Friday, May 16, 2014

Snake Bird

I went yesterday to Bob Bryant Park in Bastrop, TX to do some morning birding.  We have had some tremendous rains the last two days and the temperatures have dropped dramatically.  People on the listserv I frequent were talking about fallouts in the area.  So, off I went.  I was hoping to find some warblers, but it was not to be.  I did, however, have some good birds.  Not all was lost.  In fact, I am rarely disappointed by a birding trip.

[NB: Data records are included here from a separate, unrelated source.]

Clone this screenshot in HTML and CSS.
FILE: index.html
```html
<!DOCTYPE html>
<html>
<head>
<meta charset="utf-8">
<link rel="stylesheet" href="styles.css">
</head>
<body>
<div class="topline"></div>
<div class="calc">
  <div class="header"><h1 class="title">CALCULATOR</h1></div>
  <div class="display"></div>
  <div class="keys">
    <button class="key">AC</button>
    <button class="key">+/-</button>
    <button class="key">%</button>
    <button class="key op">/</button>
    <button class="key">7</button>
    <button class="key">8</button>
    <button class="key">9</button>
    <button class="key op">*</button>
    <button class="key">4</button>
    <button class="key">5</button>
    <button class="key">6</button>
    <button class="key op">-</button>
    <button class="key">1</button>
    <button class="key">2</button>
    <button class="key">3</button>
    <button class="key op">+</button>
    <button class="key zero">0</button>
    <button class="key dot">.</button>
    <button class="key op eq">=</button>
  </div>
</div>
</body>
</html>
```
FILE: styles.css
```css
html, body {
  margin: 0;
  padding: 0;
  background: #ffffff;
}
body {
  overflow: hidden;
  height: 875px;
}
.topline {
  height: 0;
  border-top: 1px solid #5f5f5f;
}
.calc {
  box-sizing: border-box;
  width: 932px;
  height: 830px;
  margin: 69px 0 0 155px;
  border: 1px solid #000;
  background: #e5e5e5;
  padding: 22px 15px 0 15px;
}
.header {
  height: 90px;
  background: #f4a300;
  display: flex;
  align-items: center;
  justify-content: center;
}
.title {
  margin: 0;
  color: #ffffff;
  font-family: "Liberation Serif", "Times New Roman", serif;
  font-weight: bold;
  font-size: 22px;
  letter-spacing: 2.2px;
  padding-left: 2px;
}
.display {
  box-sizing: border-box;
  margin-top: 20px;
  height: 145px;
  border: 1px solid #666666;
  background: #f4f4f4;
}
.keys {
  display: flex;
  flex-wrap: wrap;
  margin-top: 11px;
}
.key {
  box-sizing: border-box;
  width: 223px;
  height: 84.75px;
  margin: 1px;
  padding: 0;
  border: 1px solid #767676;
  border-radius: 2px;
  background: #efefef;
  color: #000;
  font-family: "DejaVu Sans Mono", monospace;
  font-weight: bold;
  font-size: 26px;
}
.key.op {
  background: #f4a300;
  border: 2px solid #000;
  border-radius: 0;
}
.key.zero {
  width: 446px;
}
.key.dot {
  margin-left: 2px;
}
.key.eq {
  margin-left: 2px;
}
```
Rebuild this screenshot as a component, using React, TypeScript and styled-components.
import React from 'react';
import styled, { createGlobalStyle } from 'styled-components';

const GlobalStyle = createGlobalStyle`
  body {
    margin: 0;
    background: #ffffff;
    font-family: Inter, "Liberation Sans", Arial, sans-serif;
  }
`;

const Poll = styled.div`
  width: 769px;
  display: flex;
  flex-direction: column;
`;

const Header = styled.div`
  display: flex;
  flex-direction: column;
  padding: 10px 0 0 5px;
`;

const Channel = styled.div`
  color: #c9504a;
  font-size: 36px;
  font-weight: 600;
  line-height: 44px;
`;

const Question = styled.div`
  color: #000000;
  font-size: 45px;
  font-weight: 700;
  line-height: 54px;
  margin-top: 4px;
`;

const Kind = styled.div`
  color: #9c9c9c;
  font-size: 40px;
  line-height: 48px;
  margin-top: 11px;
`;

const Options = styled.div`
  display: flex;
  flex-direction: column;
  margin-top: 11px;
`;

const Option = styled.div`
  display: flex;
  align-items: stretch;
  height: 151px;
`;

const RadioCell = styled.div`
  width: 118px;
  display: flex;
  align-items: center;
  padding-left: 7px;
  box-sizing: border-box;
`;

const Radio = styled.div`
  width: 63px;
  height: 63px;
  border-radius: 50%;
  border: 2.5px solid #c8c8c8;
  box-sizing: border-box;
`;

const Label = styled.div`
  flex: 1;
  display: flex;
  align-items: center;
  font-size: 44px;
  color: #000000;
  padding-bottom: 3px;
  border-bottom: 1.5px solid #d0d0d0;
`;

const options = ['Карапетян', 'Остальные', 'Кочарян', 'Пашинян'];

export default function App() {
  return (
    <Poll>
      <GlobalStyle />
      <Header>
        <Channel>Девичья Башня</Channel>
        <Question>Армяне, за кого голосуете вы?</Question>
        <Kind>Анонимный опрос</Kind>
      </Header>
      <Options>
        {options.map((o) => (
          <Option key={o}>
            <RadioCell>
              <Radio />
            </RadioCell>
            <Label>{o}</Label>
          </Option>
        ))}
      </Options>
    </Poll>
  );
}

Coming off the river just at the scenic overlook, I emerged into a wide open space and looked up at some Black Vultures and one hawk, which subsequently I knew was a Swainson’s.  Yet, out of the corner of my left eye came this other large bird very high up.  I put my binoculars on it and was surprised to identify it as an Anhinga.  Now, I have seen plenty of Anhingas perched on limbs of brush and trees overhanging freshwater ponds.  I wondered if I could get a photograph.  Pointing my camera, I click the shutter a couple of times.  Well, one of the photographs turned out, and so I have cropped it for this post. 

Anhinga (cropped photo)
Truly interesting birds, they often are observed swimming in water submerged with only their necks visible.  This is accomplished because their feathers can be saturated with water.  This is because of the feathers structure not from a lack of oil (as is the case for cormorants). Hence, Anhingas are given a colloquial name of snake birds.

They have a cervical structure that allows for the retraction of the neck so that it can be shot forward as a spear.  This behavior led to this species being called darters.